When this false gospel is fully materialised, we will not have a reformation, but a redirection from one deception to another.

Some will say, “We’ve been oppressed. We’ve been exploited. Now it is time for the Church to rise in social power and economic justice.” But if that “justice” is divorced from the atoning work of Christ, from personal repentance, from the new birth, it is no Gospel at all.

In 2 Timothy 4:3–4, Paul warns, “For the time is coming when people will not endure sound teaching, but having itching ears they will accumulate for themselves teachers to suit their own passions…” That time is not merely coming, it is here.

So, the question before us is urgent and clear: Will we return to the apostolic Gospel of Christ crucified, risen, and reigning? The Gospel that calls sinners to die to self, pick up their cross, and follow the suffering Servant-King?
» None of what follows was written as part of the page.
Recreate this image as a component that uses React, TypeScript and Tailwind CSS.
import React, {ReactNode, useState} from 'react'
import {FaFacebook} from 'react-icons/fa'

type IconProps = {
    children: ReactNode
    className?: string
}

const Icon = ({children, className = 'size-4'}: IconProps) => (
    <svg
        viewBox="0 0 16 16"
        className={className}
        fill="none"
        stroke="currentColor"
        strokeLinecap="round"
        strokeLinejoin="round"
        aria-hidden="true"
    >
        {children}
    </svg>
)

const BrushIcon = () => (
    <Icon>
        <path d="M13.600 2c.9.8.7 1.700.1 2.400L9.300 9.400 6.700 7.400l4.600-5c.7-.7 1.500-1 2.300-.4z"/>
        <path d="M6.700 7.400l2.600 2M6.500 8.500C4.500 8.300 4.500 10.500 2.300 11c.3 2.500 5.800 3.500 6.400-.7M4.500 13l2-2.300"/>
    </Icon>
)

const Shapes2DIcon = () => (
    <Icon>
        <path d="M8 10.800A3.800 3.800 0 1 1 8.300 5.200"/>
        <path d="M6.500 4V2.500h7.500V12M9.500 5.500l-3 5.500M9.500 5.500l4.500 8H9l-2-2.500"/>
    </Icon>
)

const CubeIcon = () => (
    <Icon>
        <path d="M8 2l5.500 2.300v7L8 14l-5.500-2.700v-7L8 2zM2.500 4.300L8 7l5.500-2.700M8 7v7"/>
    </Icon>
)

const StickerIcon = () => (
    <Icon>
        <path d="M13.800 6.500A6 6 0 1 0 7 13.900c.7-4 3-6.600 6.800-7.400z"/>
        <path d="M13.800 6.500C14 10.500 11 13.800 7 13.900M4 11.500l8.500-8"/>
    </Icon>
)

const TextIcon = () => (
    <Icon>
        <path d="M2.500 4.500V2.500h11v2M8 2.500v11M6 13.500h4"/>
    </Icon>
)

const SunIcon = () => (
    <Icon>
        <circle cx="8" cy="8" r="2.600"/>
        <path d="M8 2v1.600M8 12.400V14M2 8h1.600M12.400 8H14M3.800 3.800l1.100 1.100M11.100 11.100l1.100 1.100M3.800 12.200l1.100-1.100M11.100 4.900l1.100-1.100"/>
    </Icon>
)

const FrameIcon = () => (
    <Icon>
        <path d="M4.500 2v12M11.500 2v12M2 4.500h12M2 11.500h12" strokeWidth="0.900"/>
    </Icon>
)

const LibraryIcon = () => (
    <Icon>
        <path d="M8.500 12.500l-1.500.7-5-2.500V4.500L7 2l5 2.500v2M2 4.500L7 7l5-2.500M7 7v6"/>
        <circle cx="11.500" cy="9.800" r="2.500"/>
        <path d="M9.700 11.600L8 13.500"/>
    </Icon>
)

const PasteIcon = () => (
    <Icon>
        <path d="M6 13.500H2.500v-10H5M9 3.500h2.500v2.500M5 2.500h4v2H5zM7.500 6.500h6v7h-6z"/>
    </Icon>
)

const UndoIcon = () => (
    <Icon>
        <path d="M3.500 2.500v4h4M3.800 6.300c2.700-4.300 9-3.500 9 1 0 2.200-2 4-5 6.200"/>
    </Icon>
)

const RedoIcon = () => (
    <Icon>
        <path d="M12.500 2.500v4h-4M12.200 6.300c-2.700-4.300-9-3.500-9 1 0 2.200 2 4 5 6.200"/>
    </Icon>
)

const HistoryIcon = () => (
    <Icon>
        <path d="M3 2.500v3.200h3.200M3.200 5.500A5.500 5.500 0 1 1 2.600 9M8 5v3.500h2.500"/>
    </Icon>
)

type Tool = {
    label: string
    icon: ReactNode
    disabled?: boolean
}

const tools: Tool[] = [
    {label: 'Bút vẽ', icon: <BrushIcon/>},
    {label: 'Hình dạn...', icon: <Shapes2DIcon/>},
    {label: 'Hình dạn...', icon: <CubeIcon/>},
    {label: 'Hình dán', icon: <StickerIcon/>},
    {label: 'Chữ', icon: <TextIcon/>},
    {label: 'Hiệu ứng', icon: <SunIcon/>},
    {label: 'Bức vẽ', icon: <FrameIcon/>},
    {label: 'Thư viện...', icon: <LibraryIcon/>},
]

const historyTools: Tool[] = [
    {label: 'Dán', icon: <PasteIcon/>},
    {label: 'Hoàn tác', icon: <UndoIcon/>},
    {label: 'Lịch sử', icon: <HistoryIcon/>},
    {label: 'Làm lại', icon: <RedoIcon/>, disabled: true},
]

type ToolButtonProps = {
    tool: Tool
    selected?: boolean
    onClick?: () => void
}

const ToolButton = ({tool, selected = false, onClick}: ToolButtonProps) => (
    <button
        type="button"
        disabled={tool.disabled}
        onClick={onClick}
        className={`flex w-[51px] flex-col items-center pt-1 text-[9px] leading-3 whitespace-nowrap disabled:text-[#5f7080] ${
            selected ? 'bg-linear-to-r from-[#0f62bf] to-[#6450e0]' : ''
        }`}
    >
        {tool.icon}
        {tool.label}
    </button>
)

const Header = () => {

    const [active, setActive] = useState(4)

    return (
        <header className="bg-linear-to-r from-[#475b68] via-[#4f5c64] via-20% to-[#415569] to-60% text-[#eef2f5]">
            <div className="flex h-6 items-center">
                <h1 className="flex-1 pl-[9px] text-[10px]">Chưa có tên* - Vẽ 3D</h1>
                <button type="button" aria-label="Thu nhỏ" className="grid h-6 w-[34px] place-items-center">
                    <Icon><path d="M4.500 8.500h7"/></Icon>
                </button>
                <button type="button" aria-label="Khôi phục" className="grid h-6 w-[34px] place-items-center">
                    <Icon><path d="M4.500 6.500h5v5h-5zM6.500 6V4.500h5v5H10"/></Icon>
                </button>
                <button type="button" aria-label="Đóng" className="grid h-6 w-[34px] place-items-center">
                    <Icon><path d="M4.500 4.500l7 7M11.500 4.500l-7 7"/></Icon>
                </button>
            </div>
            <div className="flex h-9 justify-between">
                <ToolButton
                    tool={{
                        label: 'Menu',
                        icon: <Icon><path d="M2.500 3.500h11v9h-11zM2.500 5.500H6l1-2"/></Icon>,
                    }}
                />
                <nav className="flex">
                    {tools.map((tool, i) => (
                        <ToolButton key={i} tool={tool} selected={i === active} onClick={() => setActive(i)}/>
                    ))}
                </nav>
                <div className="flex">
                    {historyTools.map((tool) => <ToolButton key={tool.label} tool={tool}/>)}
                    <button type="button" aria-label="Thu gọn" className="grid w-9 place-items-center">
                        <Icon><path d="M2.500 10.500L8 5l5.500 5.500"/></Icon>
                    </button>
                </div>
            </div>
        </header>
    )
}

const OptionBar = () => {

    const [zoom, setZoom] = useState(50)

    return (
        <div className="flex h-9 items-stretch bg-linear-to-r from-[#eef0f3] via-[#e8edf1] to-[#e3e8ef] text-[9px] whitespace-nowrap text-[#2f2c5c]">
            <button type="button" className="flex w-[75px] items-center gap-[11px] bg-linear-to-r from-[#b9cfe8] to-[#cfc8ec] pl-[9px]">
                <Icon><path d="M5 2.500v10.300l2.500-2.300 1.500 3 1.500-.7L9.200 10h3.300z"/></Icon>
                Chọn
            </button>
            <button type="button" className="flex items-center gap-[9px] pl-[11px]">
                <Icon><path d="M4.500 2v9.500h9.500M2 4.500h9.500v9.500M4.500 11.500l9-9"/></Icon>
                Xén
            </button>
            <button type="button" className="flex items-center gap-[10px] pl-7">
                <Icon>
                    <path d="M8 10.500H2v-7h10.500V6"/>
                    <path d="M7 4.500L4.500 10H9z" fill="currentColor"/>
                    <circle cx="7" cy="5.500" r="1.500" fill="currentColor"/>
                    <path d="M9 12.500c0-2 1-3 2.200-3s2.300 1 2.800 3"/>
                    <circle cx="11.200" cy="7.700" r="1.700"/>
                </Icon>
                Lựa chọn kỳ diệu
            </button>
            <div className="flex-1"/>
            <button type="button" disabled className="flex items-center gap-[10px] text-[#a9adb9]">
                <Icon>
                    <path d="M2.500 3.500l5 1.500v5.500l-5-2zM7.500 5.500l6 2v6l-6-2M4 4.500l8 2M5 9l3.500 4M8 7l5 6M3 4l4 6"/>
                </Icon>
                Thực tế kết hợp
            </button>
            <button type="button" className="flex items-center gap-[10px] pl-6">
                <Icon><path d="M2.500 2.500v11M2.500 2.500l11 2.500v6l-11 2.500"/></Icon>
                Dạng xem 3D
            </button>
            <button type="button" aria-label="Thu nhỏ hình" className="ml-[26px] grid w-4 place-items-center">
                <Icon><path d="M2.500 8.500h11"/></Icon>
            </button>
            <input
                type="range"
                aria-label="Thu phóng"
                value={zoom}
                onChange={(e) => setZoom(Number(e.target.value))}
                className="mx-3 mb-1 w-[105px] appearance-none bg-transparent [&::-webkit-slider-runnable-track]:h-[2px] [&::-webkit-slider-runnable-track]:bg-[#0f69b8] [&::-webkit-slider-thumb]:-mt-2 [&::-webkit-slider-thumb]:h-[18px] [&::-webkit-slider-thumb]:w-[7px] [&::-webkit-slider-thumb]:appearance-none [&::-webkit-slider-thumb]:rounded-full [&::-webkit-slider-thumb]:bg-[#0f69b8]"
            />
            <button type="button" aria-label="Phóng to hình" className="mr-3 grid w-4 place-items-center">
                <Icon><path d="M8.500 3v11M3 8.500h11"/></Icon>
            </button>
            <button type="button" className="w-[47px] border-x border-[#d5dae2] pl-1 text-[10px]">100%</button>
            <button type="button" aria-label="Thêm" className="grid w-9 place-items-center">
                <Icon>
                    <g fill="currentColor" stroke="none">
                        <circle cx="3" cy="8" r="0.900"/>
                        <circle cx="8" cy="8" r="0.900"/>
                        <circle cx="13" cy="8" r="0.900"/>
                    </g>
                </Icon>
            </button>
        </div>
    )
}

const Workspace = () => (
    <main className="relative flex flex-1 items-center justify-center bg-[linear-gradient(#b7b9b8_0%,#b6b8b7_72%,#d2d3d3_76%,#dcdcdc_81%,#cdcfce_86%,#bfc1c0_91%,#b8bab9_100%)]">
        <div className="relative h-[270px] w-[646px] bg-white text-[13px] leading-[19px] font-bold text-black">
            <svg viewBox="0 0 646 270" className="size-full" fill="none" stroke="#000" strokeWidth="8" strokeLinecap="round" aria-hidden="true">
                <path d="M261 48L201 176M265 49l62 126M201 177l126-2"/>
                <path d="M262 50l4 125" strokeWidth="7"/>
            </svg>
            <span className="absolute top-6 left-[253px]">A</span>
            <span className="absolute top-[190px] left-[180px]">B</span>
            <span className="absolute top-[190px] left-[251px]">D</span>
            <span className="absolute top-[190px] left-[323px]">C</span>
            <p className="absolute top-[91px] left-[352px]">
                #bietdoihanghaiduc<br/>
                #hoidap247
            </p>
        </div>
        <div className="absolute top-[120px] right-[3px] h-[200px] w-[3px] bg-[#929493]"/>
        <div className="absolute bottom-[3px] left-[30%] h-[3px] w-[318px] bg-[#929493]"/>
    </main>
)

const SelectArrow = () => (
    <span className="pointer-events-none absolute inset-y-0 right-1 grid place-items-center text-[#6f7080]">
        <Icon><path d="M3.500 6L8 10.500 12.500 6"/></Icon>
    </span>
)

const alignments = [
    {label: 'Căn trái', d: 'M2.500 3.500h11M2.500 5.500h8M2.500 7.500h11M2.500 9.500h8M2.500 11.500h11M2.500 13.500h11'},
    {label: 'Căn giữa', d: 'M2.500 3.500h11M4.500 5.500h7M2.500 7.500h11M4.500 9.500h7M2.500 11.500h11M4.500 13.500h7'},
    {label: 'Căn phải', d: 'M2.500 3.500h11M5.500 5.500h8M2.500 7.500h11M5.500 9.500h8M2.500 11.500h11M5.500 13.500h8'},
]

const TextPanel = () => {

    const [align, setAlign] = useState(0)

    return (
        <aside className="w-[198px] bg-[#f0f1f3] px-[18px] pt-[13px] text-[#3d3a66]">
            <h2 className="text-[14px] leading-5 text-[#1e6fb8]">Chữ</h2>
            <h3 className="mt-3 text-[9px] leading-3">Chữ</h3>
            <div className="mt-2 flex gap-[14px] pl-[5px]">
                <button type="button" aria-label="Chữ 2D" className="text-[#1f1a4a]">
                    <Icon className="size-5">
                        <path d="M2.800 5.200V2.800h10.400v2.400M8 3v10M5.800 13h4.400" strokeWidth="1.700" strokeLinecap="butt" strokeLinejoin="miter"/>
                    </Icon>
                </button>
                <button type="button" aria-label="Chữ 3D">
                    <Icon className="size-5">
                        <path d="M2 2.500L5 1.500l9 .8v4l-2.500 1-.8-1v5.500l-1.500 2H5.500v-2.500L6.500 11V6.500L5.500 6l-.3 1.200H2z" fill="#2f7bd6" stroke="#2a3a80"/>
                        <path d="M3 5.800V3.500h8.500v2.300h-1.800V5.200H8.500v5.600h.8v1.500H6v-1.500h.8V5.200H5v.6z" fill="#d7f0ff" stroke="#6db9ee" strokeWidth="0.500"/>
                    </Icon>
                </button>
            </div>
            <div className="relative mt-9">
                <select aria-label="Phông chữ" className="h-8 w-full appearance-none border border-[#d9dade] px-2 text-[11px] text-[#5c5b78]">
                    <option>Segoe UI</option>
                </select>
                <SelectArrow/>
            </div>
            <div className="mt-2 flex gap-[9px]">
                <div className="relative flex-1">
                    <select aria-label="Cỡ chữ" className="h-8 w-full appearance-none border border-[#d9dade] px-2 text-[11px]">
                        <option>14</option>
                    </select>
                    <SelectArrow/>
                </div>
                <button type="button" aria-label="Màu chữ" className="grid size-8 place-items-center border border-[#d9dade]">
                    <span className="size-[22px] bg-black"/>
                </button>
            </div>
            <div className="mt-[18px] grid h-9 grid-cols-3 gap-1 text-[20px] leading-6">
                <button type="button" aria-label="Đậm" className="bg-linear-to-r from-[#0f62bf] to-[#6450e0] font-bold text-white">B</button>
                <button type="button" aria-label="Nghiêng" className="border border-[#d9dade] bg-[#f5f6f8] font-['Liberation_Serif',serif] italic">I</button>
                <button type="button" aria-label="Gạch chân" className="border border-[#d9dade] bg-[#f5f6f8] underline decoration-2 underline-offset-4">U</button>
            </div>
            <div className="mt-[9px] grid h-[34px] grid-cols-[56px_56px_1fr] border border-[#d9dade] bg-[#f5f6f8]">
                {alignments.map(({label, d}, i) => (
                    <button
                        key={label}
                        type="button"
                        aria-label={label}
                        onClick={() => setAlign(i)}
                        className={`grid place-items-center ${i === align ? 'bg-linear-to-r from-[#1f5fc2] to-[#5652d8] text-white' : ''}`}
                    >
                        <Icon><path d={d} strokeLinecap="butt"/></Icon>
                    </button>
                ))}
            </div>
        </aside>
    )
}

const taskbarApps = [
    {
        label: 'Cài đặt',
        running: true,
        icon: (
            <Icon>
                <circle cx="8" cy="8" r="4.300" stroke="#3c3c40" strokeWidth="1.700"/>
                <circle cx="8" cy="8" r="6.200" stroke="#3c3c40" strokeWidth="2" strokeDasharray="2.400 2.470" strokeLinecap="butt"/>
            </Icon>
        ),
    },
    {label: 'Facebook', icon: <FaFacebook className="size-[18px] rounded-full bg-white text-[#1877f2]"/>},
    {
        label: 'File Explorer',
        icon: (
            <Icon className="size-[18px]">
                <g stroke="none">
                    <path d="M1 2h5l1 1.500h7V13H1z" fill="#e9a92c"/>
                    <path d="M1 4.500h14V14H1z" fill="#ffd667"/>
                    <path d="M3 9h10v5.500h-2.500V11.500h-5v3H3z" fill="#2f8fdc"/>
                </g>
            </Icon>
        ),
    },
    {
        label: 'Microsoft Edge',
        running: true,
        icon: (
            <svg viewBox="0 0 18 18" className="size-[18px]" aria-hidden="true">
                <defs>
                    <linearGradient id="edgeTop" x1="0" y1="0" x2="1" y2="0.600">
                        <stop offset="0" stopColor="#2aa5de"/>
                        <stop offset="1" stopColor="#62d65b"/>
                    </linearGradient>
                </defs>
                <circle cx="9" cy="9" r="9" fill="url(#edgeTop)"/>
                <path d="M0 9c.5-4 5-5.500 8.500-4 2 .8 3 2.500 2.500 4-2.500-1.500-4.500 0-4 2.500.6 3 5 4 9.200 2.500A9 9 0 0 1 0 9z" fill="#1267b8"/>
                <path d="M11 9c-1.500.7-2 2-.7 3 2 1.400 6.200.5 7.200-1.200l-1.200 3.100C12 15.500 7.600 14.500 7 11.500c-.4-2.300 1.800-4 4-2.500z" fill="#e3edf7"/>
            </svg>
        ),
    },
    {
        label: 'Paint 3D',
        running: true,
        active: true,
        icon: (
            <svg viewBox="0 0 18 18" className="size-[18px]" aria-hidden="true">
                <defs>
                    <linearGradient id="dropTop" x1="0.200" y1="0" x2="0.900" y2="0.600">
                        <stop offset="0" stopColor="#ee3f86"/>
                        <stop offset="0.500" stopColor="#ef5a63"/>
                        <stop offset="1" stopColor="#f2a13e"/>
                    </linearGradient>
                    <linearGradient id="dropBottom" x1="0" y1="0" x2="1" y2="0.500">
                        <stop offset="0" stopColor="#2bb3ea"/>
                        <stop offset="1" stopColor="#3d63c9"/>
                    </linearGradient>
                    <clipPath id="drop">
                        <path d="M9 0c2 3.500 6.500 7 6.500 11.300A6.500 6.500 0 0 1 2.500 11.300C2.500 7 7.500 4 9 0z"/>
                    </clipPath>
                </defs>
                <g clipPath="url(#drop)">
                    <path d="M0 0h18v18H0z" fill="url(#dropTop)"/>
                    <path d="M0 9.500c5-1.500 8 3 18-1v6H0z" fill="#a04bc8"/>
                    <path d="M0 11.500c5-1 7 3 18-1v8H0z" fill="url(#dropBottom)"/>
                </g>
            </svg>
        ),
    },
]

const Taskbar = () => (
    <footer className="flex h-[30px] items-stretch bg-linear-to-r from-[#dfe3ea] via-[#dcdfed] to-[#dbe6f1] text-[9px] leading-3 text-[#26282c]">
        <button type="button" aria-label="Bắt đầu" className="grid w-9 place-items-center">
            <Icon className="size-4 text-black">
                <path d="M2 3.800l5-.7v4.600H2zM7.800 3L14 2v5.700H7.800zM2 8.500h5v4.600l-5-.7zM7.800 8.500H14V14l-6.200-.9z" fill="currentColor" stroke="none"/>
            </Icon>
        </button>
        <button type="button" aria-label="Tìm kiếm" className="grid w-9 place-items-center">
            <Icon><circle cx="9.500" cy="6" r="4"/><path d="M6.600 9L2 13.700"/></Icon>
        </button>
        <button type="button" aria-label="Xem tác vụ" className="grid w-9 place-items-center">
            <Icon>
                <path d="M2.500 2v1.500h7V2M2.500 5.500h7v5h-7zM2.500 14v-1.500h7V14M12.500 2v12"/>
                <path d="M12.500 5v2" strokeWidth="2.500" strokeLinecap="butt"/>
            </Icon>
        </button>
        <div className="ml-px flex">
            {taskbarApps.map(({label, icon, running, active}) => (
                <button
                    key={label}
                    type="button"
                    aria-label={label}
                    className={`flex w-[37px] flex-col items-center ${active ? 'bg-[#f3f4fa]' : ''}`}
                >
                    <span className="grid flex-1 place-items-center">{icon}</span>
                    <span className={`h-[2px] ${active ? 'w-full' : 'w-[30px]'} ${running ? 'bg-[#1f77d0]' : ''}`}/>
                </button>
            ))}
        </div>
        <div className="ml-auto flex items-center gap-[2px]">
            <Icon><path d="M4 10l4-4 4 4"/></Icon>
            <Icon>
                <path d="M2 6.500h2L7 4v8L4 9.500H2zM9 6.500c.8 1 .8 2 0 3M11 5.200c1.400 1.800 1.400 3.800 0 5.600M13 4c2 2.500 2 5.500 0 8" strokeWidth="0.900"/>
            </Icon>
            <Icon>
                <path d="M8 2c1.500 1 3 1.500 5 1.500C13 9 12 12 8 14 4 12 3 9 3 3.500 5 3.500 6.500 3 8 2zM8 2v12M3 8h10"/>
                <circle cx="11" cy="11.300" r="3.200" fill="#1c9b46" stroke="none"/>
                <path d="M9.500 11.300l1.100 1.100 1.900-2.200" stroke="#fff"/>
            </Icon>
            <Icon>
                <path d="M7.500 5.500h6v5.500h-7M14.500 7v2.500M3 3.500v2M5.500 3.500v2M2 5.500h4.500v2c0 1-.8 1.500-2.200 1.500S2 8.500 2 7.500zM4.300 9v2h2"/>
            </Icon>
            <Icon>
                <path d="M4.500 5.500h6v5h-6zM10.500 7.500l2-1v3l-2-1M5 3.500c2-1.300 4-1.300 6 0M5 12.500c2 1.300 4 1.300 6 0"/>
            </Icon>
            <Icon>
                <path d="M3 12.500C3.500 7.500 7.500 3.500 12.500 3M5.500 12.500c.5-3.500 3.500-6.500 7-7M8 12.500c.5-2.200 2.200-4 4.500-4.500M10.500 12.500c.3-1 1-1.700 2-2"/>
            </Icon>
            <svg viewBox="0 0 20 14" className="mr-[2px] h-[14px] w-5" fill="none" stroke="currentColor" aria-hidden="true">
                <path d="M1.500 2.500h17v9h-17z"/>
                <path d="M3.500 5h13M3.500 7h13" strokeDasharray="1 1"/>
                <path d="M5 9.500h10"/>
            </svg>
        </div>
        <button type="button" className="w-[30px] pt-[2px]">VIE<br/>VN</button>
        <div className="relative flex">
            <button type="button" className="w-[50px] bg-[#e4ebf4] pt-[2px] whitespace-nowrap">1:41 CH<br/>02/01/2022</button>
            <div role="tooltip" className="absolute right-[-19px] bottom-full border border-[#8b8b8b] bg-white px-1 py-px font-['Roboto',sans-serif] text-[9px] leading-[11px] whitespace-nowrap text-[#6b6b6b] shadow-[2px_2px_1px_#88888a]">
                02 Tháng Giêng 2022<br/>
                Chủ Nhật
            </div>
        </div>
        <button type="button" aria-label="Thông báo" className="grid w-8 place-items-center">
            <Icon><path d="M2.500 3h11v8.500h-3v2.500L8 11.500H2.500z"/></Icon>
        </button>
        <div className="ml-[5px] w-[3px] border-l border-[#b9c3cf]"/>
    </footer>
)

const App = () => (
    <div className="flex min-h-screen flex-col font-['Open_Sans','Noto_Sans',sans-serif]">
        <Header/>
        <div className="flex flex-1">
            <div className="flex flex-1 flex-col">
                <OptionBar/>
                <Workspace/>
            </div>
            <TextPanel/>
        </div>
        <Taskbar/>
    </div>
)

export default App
Or will we embrace another gospel; more palatable, more popular, more politically charged but powerless to save?

This is not the time for compromise. This is the time to preach Christ, not a Christ rebranded as a community organiser or class warrior but the true Christ who reigns from heaven, who will return in glory, and before whom every ideology will bow.

Let us not trade one false hope for another. Let us not abandon the prosperity preacher only to crown the activist prophet. Let us not fall into the ancient trap of exchanging the truth of God for a lie (Romans 1:25).

The Church must return to her first love, to her unchanging message that “Jesus Christ and him crucified” (1 Corinthians 2:2). For in Him alone is the power of God unto salvation, not in Mammon, and certainly not in Marx.

 “But even if we or an angel from heaven should preach to you a gospel contrary to the one we preached to you, let him be accursed.”
—Galatians 1:8

May the Lord give us eyes to see, hearts to discern, and courage to stand for the truth.

Oluwasogo Faloye sent this from Ibadan.